● **Aim of the task**: Show only lines that include "index".

● **Task material**:
==*==
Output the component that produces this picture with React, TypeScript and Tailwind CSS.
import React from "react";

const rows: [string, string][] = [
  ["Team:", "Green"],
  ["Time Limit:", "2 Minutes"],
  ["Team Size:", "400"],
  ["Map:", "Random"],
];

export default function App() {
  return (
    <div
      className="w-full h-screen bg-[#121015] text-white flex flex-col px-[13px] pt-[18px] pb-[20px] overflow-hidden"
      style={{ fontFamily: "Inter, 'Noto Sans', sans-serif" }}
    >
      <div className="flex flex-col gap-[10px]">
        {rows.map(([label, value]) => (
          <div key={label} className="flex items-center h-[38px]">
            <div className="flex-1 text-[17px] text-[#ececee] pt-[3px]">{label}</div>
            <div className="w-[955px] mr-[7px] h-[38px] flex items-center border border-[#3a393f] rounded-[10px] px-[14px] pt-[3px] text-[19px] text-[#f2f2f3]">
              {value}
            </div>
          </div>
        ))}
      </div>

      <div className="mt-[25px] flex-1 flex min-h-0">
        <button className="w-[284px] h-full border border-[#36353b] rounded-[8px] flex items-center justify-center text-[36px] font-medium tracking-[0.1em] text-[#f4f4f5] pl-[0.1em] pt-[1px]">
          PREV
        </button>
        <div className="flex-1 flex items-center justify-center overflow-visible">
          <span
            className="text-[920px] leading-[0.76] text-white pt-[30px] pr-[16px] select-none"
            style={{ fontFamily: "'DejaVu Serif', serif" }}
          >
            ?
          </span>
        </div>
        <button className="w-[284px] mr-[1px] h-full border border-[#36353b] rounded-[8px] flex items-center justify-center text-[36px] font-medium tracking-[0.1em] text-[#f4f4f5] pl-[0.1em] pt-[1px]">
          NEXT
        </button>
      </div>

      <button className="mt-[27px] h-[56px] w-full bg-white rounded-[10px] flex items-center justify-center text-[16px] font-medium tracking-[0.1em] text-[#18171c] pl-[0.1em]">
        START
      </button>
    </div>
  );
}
==*==
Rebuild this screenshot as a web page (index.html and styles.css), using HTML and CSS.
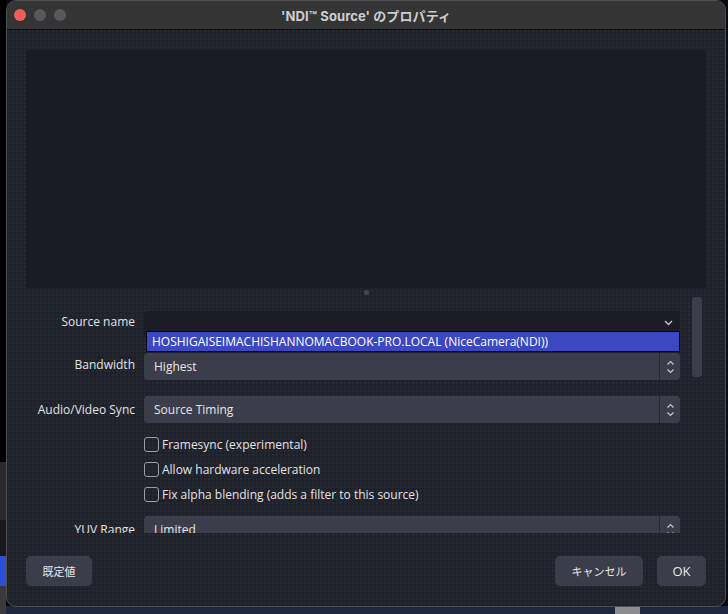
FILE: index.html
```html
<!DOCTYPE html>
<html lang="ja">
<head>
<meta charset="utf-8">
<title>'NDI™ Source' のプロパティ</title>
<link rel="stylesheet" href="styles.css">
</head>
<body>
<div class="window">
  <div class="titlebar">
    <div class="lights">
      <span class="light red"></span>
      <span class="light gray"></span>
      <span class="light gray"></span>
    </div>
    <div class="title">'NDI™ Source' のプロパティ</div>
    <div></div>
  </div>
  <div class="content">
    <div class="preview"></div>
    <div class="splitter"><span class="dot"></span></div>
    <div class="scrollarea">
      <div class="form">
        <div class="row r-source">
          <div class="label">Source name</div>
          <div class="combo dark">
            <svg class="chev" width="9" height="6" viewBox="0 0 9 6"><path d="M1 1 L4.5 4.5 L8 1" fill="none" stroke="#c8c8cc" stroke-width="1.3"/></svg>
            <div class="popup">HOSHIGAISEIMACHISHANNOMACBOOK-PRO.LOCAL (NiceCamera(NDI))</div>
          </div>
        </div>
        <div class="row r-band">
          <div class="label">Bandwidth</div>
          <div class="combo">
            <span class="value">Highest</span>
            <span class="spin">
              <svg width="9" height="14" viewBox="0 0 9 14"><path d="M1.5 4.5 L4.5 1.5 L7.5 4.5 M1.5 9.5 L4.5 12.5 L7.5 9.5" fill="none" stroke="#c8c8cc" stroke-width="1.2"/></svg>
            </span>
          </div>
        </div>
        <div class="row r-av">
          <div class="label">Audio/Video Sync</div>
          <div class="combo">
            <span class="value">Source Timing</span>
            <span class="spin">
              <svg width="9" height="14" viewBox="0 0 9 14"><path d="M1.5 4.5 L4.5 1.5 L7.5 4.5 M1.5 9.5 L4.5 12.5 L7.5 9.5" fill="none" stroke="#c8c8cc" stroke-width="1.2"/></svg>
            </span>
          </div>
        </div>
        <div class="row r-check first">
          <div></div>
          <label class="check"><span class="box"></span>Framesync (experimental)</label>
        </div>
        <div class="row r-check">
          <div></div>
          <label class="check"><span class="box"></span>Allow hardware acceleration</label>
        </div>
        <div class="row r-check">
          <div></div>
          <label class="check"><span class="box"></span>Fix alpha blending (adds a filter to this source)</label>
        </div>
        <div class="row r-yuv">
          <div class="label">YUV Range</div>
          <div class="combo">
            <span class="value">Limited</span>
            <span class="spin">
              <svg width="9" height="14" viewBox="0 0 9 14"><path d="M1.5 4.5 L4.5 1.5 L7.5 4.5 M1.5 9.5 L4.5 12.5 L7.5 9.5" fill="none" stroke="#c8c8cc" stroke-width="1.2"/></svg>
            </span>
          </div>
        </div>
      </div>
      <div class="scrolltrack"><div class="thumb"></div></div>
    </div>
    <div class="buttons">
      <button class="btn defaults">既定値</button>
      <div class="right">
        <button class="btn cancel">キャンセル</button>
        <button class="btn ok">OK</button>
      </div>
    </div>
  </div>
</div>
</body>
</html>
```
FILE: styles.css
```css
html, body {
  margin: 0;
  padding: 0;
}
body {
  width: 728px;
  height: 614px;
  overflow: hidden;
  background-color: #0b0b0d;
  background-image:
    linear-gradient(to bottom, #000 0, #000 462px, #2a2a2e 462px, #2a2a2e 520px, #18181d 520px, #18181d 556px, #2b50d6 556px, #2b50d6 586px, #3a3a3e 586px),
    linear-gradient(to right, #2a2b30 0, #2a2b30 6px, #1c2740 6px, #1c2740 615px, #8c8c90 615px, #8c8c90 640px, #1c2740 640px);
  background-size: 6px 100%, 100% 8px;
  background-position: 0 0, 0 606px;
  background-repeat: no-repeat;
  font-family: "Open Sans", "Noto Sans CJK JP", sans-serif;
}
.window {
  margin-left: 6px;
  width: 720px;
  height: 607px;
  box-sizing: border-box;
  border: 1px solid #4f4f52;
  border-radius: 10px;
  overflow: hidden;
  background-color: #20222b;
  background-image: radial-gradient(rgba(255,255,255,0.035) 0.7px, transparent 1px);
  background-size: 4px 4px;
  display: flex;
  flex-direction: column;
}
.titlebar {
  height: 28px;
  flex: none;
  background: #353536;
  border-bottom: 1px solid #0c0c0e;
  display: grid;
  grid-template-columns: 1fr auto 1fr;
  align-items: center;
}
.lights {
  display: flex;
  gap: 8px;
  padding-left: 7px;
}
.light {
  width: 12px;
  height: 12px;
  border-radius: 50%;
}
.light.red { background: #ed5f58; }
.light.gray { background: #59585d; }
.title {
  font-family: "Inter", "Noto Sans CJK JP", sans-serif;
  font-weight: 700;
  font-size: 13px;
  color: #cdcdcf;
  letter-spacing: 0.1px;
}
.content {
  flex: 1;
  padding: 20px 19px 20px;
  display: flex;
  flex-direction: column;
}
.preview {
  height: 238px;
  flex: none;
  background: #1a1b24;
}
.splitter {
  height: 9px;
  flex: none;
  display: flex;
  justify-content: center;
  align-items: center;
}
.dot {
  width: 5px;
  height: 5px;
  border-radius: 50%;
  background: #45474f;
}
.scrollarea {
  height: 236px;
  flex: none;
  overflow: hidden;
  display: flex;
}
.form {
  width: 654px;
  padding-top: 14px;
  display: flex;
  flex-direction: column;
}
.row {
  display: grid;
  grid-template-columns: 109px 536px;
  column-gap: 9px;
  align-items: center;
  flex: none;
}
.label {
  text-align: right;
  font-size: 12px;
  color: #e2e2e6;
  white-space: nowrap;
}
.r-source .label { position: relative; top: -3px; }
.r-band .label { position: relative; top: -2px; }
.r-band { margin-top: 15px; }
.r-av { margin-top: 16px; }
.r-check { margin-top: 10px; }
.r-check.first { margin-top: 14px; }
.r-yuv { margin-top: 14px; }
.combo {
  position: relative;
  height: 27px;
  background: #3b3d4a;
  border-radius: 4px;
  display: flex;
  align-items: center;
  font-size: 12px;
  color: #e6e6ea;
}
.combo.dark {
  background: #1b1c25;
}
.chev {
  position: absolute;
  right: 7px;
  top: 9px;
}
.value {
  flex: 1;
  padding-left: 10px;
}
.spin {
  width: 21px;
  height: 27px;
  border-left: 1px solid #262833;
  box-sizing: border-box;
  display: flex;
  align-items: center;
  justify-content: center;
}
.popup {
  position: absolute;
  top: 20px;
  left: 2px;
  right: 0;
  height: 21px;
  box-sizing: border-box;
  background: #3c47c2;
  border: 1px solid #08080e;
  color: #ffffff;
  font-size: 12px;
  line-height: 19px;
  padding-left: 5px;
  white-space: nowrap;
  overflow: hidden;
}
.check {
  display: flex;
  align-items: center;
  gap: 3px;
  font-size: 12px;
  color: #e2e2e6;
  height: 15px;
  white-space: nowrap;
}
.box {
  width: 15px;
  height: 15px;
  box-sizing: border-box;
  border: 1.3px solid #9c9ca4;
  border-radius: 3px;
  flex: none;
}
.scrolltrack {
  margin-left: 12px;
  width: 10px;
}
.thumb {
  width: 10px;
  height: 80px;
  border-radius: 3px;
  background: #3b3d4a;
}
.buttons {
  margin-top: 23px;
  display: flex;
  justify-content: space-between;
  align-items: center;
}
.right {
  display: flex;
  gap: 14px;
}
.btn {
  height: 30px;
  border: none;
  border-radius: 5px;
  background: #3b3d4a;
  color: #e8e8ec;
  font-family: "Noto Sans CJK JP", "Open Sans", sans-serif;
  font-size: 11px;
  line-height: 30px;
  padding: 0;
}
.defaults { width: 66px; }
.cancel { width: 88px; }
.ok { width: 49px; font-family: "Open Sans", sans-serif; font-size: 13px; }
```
==*==
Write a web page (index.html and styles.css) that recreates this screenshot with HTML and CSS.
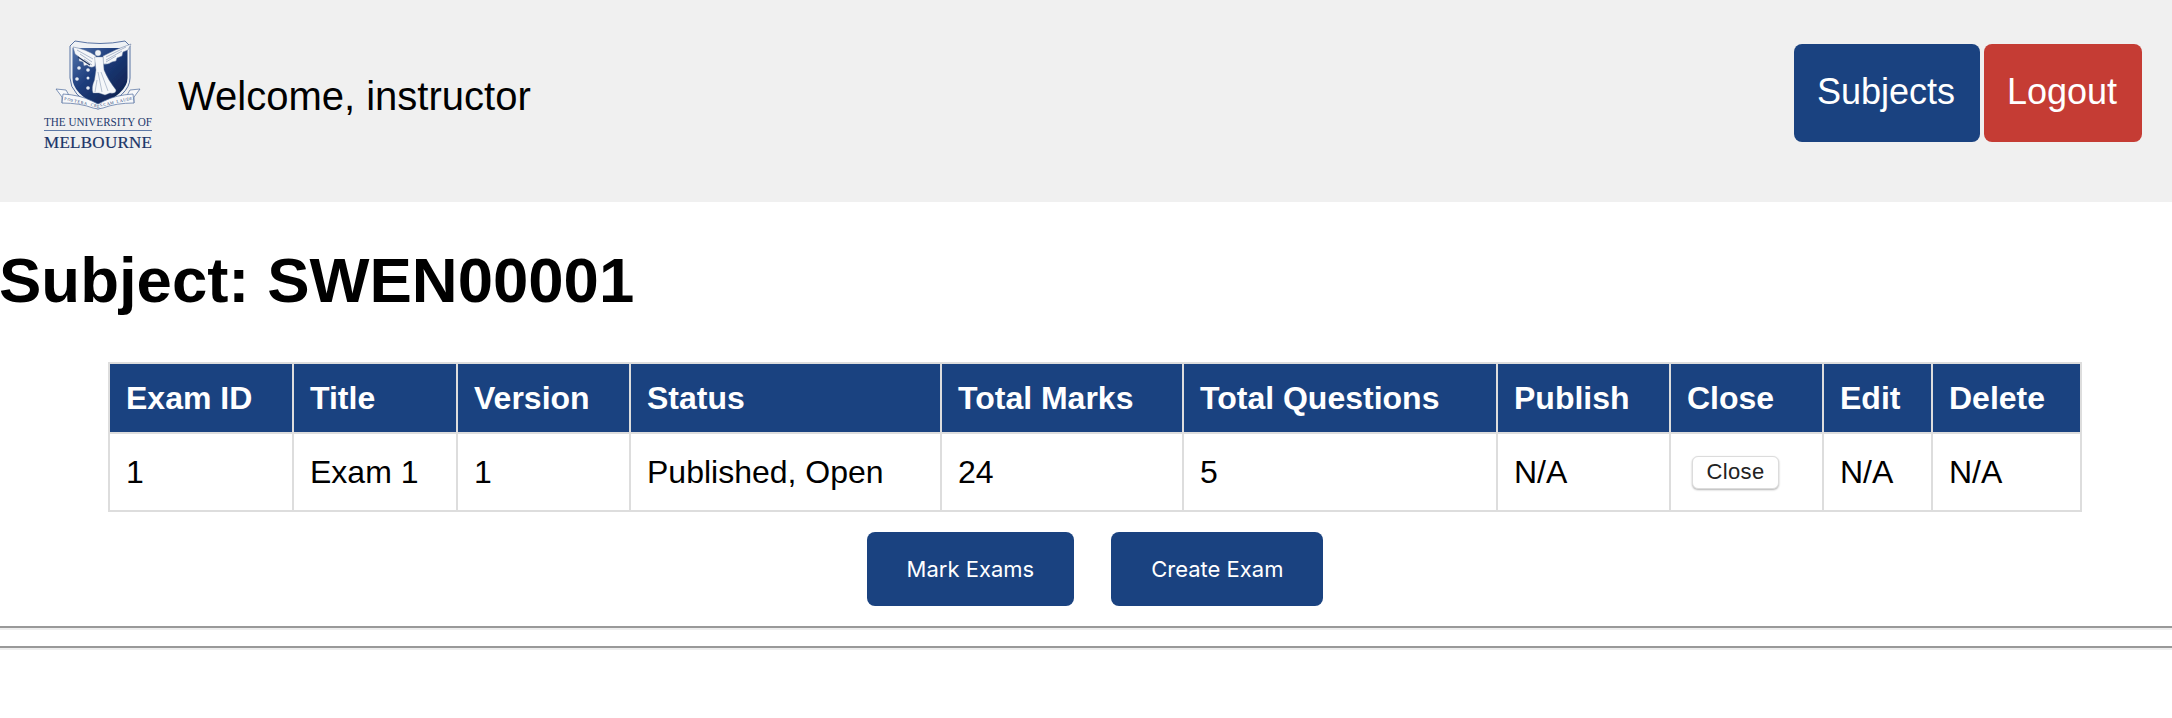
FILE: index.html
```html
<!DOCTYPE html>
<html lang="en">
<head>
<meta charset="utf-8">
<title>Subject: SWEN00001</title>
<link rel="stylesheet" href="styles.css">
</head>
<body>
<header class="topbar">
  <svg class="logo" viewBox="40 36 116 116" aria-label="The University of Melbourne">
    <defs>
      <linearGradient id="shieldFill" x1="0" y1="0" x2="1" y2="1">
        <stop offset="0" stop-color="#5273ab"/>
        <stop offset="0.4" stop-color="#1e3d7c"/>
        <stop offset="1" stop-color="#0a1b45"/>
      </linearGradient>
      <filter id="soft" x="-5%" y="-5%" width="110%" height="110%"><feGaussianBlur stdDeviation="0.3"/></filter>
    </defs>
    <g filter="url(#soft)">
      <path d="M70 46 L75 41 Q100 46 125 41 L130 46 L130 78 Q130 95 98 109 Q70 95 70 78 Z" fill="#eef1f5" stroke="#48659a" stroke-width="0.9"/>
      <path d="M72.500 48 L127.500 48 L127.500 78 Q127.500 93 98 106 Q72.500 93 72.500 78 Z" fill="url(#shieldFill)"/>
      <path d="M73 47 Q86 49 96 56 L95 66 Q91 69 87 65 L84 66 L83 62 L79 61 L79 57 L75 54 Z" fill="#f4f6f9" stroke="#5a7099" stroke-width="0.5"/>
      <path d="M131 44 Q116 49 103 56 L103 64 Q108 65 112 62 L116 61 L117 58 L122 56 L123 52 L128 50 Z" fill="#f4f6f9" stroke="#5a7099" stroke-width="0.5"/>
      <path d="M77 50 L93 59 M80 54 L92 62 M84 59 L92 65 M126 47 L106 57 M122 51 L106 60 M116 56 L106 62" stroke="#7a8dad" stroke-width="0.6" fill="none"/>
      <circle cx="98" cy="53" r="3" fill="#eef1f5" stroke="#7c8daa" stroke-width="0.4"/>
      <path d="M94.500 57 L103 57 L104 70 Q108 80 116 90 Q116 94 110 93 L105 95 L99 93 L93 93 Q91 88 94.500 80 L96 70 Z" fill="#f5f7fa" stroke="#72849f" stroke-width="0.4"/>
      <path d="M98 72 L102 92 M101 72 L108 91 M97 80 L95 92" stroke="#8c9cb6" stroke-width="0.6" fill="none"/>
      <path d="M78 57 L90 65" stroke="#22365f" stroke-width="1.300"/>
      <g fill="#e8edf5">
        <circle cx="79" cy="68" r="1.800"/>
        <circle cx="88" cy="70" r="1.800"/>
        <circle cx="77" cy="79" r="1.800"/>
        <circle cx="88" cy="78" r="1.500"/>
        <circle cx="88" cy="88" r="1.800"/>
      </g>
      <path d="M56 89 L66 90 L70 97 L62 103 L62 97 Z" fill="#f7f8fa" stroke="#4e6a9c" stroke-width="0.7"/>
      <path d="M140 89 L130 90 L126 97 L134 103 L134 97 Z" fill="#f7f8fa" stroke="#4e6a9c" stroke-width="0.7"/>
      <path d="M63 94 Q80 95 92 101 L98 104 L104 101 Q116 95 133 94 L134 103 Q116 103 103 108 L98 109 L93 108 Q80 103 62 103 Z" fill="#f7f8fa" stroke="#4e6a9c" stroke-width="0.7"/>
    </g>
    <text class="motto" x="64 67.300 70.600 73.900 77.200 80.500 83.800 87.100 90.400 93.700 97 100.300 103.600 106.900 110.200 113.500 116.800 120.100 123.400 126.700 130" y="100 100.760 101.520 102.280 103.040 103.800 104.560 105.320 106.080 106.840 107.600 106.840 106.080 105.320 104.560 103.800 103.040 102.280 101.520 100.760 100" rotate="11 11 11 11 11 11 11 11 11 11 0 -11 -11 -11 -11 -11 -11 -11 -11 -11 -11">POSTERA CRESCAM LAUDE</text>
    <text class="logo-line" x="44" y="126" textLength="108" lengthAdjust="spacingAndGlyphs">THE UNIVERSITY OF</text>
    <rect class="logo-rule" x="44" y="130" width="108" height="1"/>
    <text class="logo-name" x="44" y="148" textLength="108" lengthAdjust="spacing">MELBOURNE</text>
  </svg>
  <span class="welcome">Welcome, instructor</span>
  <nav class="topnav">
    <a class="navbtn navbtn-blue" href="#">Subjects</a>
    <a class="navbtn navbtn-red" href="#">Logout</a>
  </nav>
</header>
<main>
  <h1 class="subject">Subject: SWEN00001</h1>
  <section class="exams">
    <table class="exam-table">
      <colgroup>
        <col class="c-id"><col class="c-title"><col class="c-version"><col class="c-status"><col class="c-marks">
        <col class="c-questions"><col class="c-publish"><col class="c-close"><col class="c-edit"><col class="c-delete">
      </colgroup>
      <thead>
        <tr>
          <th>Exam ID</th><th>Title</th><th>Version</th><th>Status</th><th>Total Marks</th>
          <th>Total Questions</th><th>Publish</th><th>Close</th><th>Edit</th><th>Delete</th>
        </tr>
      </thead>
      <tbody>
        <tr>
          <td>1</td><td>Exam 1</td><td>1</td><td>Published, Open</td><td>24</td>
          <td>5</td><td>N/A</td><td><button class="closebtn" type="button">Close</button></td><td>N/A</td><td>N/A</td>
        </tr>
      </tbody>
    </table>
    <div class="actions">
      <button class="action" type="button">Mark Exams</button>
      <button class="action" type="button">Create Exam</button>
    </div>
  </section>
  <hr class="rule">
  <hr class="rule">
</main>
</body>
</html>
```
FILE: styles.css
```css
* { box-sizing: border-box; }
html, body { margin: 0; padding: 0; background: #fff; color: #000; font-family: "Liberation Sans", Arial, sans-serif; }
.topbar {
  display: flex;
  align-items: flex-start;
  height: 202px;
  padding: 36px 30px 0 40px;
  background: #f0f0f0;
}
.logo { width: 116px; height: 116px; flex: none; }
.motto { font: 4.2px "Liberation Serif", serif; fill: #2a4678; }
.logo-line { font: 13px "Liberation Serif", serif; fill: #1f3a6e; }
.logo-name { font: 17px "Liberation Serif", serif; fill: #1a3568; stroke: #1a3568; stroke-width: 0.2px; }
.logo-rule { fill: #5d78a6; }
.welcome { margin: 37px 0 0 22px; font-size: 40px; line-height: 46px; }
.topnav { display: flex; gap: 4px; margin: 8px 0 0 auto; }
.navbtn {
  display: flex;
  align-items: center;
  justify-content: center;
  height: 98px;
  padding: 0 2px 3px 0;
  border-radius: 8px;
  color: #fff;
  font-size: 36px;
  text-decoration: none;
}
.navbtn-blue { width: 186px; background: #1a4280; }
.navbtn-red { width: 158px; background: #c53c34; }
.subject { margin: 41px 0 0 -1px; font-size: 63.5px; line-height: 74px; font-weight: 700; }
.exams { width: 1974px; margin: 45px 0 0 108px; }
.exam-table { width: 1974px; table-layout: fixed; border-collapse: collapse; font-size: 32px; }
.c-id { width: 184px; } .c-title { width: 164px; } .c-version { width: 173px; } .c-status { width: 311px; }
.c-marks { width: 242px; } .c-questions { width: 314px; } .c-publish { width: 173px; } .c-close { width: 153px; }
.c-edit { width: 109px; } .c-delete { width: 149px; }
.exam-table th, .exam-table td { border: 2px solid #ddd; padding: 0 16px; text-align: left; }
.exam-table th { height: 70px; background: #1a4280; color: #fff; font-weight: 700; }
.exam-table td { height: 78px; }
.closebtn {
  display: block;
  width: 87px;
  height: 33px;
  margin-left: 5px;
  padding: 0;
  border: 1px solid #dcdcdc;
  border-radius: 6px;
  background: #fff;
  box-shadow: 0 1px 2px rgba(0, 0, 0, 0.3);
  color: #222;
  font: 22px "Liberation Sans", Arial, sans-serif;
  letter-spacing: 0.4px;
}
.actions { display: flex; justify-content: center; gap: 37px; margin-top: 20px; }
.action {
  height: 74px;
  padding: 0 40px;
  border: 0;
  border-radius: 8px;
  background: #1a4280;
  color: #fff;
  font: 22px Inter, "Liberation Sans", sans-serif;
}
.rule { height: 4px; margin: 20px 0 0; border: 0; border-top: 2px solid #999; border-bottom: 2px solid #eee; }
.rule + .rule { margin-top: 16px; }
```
==*==
● **Result of this task**:
Rebuild this screenshot as a web page (index.html and styles.css), using HTML and CSS.
FILE: index.html
Write a web page (index.html and styles.css) that recreates this screenshot with HTML and CSS.
FILE: index.html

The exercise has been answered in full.